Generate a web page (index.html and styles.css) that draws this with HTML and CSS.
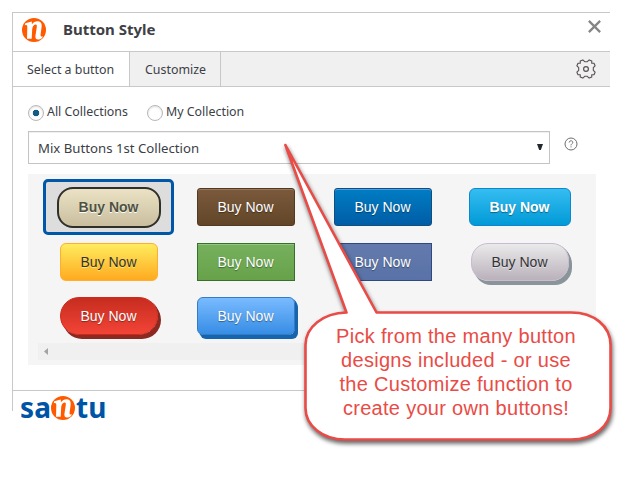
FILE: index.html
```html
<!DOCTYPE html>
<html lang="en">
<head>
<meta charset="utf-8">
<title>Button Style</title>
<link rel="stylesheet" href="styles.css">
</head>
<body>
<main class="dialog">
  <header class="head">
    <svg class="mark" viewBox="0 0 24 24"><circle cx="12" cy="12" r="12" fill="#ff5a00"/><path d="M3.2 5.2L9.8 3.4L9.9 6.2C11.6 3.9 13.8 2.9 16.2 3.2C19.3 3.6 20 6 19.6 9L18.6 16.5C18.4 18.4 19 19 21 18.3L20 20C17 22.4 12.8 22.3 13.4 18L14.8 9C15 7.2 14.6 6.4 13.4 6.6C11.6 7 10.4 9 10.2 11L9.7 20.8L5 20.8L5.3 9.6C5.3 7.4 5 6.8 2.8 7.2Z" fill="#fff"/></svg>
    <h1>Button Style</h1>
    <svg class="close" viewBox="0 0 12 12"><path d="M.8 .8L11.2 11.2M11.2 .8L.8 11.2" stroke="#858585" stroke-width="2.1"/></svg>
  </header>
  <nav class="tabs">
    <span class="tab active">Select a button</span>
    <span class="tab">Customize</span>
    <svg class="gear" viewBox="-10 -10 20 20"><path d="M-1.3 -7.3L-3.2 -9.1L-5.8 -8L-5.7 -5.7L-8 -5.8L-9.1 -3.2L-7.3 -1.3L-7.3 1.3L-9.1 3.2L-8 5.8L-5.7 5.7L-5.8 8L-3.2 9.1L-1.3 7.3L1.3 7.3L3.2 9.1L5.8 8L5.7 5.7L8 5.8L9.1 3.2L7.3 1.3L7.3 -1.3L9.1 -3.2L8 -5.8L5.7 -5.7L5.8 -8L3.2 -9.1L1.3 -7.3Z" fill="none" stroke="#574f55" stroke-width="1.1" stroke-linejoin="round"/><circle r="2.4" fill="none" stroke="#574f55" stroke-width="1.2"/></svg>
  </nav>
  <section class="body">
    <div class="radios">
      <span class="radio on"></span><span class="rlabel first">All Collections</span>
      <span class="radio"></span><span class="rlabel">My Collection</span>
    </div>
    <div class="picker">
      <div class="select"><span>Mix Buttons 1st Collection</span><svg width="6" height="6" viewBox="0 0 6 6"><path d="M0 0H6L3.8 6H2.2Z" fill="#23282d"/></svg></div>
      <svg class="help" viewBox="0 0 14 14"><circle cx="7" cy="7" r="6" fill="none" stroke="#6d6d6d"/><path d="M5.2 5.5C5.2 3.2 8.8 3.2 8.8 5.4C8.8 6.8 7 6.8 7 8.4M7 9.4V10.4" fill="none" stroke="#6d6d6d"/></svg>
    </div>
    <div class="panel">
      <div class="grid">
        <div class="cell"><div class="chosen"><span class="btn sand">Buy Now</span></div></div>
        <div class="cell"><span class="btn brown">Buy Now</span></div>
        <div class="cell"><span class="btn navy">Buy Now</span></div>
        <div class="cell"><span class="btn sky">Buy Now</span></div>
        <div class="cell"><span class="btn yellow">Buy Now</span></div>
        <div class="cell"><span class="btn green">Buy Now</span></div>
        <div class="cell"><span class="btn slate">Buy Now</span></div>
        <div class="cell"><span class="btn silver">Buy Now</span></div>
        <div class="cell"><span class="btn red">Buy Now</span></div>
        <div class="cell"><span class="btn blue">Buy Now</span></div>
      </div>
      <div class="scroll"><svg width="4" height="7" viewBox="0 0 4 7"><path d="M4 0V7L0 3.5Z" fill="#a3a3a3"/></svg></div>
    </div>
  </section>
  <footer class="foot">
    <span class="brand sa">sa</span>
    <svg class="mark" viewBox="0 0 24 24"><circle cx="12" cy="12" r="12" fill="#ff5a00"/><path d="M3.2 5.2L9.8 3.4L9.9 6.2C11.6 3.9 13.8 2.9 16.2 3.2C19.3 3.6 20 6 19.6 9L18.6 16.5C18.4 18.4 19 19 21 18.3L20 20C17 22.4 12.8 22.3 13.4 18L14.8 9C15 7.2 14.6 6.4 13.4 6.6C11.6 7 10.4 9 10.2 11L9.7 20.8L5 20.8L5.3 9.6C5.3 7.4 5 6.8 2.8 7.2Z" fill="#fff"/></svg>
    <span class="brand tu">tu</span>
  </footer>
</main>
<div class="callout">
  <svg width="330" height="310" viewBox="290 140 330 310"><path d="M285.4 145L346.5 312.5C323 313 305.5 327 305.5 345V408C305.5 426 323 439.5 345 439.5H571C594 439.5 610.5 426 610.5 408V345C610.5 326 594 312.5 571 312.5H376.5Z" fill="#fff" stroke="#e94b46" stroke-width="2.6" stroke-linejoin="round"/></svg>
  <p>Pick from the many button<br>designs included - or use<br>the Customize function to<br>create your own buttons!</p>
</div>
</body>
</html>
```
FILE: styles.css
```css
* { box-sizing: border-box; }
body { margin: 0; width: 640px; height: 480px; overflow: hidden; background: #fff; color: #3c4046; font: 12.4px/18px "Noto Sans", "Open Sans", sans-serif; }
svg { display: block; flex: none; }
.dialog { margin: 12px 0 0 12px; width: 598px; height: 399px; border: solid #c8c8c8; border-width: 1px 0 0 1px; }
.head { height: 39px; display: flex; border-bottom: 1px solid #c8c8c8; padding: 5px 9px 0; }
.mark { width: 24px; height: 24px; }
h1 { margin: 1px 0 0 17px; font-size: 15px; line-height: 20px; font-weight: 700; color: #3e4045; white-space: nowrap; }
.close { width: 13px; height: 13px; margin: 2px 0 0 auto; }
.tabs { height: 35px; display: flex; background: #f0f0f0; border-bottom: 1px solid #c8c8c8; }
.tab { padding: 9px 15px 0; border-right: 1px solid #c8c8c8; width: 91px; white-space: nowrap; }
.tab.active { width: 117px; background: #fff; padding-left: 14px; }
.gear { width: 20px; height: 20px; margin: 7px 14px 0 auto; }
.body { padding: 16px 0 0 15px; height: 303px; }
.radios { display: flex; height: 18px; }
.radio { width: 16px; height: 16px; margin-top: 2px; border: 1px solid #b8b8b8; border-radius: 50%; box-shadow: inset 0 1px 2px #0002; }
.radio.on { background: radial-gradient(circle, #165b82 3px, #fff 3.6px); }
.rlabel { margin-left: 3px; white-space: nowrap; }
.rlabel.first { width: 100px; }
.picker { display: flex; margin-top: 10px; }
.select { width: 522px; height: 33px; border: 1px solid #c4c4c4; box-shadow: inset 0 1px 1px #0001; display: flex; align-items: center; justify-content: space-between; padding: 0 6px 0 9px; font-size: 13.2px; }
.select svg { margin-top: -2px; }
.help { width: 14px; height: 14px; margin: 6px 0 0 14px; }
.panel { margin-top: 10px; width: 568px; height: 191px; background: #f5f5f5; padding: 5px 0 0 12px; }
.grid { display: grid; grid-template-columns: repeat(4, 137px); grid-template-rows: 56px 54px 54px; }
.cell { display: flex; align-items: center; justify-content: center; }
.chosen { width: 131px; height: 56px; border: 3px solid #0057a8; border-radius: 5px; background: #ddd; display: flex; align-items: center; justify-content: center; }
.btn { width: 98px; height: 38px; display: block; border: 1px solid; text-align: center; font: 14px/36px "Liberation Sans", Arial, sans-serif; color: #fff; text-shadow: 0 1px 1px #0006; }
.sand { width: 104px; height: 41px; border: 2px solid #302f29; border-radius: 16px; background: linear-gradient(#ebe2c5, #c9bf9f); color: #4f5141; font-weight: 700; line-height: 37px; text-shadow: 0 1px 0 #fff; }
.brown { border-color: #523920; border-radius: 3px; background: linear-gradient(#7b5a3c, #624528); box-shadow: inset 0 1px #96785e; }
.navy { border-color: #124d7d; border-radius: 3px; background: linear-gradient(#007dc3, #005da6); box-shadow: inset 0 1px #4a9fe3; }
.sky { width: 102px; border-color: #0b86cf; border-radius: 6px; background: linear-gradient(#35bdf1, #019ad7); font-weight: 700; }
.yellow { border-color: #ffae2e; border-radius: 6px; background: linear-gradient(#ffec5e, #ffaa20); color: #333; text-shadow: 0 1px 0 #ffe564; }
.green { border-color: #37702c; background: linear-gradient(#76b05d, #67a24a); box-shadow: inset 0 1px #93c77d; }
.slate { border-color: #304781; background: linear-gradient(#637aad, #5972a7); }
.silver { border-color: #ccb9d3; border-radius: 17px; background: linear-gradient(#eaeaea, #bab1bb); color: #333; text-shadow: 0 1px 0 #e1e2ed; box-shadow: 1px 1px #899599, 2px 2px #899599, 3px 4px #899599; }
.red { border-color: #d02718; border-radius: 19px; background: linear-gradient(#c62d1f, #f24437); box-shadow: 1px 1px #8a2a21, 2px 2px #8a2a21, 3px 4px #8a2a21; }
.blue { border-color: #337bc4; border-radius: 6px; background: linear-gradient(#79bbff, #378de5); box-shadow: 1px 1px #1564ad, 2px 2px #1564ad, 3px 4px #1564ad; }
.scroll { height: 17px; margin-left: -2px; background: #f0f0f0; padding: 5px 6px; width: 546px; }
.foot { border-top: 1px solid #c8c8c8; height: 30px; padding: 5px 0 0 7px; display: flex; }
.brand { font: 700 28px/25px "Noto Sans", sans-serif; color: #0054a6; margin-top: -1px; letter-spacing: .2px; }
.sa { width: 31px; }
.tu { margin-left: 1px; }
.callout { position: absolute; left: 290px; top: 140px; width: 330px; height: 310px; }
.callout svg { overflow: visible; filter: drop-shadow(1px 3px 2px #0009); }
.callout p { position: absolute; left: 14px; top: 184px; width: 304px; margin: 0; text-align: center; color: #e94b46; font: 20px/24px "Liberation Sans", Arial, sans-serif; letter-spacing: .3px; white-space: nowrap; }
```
━━━
Only the count is needed: the number of lines in the data that include the word "index".

* [Response to the exercise] 2